The mechanic smiled. "She can't count to ten. They can't find another job for her. All they can do is let her go on denouncing people. For her, that's a promotion!" ….
The mechanic leaned over the engine again and said: "In Wenceslaus Square, in Prague, a guy is throwing up. Another guy comes up to him, pulls a long face, shakes his head, and says: 'I know just what you mean.'”
-- Milan Kundera, The Book of Laughter and Forgetting

Oracle's Creator Runs Afoul of Our Glorious Health Care System


While corporate charity continues unabated, writer John Ostrander is going blind because the health insurance he bought isn't going to be there when he needs it.
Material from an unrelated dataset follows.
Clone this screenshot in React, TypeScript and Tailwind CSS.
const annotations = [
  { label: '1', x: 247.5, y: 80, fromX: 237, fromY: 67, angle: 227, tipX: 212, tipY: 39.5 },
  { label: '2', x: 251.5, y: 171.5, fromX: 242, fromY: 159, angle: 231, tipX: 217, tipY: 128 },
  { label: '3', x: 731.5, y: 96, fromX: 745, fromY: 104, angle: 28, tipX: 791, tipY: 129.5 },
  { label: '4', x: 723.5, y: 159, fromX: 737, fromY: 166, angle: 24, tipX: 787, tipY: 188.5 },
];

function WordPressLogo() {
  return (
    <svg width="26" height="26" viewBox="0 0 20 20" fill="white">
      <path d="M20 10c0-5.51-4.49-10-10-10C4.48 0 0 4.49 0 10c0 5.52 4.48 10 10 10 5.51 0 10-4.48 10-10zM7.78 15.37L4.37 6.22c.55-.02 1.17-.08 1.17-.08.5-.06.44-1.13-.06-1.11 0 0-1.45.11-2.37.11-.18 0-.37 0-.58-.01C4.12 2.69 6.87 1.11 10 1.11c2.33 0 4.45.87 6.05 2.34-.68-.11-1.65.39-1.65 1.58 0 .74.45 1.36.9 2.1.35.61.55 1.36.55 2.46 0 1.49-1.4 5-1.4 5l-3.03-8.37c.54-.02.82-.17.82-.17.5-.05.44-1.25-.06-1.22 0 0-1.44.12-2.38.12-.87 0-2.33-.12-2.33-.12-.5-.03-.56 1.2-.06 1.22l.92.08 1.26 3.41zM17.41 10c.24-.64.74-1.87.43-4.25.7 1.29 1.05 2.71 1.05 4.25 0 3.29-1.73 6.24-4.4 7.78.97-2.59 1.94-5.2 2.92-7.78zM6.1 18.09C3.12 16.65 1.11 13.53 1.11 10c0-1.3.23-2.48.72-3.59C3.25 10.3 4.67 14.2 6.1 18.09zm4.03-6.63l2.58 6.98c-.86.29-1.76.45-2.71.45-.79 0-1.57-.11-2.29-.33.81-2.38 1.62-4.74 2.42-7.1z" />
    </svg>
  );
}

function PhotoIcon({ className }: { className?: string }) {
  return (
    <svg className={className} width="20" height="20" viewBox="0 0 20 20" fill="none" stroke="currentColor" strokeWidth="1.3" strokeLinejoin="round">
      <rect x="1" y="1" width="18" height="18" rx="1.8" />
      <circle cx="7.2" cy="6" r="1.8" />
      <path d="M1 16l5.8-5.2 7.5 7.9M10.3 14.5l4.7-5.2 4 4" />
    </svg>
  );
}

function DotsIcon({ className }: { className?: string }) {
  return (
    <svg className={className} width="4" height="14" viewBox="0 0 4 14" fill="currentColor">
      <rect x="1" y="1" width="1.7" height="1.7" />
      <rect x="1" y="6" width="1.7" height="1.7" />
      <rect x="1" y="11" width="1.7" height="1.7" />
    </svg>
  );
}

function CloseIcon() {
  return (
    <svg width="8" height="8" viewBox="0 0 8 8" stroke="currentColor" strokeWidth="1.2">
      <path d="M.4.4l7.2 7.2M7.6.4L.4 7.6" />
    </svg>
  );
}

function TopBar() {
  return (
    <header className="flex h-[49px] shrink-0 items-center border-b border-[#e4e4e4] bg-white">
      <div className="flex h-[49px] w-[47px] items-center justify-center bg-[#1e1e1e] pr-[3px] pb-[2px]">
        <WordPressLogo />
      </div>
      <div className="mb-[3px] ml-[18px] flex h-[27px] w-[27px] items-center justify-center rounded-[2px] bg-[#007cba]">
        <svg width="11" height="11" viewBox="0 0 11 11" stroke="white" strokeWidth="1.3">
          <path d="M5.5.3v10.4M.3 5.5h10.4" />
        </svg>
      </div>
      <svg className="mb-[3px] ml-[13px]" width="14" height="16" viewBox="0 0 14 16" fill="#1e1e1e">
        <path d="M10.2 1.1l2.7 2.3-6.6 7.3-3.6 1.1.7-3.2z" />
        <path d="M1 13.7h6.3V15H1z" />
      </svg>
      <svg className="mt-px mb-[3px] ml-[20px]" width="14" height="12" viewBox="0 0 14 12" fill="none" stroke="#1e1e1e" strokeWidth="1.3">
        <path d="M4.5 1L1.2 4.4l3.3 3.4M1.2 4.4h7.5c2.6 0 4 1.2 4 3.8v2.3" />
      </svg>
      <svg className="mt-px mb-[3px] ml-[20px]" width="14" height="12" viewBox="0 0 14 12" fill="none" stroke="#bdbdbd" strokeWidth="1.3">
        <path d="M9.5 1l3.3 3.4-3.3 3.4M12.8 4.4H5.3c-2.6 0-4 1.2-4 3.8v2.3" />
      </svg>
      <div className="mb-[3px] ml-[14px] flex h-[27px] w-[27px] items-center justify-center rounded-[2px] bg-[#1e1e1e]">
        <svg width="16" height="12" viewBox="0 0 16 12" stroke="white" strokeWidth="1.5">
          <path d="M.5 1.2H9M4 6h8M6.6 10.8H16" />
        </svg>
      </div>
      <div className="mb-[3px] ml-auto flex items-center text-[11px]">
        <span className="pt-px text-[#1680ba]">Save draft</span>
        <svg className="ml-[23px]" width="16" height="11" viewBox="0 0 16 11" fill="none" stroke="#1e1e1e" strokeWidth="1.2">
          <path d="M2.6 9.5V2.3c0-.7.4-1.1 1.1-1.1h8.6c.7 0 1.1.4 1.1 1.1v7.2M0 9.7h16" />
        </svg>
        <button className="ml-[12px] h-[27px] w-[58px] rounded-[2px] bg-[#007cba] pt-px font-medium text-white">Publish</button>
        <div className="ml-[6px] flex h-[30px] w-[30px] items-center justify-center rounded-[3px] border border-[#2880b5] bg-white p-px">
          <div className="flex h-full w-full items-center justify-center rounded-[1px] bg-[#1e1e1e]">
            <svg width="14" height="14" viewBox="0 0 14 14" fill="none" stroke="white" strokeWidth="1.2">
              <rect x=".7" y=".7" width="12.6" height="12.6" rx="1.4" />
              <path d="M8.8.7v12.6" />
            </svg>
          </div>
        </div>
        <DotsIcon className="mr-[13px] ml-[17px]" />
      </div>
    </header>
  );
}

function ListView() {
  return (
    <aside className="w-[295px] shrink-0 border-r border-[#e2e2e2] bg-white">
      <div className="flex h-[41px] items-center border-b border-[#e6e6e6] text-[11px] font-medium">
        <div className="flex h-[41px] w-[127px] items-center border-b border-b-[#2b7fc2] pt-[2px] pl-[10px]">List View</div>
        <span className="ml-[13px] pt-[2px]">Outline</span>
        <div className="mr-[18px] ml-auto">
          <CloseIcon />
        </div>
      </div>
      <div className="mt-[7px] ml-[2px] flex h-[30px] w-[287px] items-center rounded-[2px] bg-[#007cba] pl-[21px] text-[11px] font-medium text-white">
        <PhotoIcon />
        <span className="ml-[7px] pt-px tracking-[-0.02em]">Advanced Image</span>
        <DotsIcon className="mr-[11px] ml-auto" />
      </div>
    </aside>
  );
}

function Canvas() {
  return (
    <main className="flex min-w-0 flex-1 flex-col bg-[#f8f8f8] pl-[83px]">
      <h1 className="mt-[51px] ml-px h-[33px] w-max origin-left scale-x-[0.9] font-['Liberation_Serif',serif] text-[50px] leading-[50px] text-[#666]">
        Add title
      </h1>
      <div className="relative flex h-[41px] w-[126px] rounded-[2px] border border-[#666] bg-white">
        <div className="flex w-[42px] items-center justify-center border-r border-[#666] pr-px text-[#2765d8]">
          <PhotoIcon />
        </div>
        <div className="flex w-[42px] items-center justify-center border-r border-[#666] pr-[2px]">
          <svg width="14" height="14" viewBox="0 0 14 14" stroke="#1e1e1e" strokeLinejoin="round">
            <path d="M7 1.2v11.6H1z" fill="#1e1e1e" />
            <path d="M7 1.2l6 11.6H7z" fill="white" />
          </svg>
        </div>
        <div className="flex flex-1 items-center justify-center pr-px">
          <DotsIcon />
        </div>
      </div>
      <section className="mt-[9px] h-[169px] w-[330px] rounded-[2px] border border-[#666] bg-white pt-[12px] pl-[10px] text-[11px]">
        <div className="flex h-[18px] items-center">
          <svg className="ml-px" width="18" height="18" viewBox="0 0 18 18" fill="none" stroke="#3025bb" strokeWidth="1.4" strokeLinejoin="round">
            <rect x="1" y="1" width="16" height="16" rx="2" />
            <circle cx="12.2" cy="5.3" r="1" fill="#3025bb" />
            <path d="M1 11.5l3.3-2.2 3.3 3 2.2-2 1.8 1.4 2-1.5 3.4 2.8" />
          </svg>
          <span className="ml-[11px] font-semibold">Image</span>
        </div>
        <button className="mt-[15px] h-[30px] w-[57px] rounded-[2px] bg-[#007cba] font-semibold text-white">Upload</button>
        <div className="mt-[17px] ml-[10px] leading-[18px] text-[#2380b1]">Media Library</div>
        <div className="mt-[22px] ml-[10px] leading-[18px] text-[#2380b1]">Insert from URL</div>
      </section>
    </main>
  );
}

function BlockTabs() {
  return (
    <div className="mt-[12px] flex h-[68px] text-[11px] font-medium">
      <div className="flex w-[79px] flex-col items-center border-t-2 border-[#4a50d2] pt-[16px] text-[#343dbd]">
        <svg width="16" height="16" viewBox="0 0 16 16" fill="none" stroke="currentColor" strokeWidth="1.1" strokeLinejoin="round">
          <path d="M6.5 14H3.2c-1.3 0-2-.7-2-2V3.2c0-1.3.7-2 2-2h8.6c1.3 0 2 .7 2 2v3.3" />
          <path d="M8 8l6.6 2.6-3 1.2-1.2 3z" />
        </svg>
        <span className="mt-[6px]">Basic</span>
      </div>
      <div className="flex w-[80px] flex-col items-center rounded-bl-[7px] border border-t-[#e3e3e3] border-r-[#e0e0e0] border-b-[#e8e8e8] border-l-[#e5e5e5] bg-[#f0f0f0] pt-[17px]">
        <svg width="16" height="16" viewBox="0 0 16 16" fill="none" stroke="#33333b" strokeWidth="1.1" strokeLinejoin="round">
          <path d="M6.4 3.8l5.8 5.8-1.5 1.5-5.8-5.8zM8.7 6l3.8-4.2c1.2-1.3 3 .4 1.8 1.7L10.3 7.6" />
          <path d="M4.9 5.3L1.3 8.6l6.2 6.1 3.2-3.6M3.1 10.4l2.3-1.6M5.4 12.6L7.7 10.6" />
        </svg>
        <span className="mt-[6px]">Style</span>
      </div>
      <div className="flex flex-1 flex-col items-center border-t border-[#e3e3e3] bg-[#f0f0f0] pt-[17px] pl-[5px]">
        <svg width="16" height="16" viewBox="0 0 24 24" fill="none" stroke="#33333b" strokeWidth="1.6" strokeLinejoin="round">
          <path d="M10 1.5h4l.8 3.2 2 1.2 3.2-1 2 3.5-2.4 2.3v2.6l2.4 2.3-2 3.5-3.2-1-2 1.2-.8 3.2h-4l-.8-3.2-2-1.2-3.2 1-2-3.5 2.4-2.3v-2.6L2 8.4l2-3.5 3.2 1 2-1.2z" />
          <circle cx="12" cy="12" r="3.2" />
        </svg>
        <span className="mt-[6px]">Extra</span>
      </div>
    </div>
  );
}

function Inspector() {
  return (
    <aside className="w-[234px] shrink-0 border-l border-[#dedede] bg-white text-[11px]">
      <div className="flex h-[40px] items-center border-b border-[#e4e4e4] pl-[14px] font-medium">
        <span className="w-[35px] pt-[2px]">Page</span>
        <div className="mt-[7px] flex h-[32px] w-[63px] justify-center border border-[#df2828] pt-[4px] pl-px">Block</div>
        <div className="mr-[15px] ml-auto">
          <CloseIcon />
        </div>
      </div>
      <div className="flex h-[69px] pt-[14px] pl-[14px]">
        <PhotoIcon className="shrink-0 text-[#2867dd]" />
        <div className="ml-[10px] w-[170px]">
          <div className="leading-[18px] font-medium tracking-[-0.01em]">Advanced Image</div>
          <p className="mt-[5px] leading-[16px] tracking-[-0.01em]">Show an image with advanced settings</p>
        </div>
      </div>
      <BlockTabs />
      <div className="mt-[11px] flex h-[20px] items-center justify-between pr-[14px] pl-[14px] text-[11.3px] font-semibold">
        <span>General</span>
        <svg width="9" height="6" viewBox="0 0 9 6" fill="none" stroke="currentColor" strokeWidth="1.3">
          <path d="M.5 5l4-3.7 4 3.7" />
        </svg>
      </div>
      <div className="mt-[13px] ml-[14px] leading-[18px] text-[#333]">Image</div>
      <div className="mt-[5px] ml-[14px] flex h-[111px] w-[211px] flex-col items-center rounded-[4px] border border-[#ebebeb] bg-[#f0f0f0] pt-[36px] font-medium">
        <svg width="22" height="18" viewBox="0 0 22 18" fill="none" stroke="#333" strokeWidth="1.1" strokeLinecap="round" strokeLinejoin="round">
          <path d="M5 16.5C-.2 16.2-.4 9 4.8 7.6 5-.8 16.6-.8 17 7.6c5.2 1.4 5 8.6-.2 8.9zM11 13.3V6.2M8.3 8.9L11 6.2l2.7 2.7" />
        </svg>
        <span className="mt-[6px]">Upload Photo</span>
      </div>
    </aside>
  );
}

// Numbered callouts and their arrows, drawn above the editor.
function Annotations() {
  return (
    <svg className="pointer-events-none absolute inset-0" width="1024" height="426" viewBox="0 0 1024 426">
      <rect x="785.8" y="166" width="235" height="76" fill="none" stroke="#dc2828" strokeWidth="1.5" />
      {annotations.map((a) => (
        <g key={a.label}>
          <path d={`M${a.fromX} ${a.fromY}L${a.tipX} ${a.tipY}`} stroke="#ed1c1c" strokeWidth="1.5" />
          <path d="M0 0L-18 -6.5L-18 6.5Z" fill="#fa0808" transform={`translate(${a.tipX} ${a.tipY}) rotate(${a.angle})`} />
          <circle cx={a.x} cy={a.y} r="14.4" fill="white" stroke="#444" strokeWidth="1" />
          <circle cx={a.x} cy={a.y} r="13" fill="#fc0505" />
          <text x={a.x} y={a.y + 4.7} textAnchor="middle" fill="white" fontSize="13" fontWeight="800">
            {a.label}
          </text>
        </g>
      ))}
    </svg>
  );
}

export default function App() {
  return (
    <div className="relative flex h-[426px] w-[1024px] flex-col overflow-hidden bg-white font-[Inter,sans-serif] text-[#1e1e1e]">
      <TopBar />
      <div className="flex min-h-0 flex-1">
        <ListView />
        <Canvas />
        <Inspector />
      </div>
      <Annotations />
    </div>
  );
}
Ostrander, godfather of Barbara Gordon's re-invention as Oracle, still needs several surgeries with extended stays in Boston to save his eye sight.
Friends in the industry organized an auction to raise money for Ostrander at the Chicago Comic Con, with original art like that shown by Art Adams, Paul Chadwick and others along with autographed books and memorabilia. Their website at www.comix4sight.com has current information. Direct contributions (made out to John Ostrander) can also be sent to:
Mike Gold and Adriane Nash
ArrogantMGMS
304 Main Avenue, #194
Norwalk, CT 06851


Hemophilia, Comic Book Artists and Kitty Pryde

A sweet and simple fund-raiser idea: Douglas E. Sherwood of Oni Press asked a couple of dozen artists to draw his favorite X-Men character, Kitty Pryde, with the results to be auctioned on E-Bay as a fundraiser for the Oregon Hemophilia Treatment Center. I like the specificity of the idea, and that it offers something tangible-- an hour's diversion, a framed print, maybe a t-shirt-- to a relatively small pool of contributors.
Myself an O.G. X-Men reader, I'd outgrown the comic a decade before Kitty joined the team in 1980, though I came back for Grant Morrison's seven-volume run (still my favorite) and enjoyed Joss Whedon's take on the character. For me, it's all about Kitty and Lockheed, the most interesting pet/person relationship in comics. As a writer, it seems to me that Marvel is missing a bet by letting Kitty age with her readers, and not producing a series of adventures for the under twelves to be marketed to new readers, something like DC's Tiny Titans or Jeff Smith's Shazam. Call it "A Girl and Her Dragon", with the covers a parody of the "Boy and His Dog" motif. A million-dollar idea from a middle-aged man who wants to reboot Kamandi, Last Boy on Earth.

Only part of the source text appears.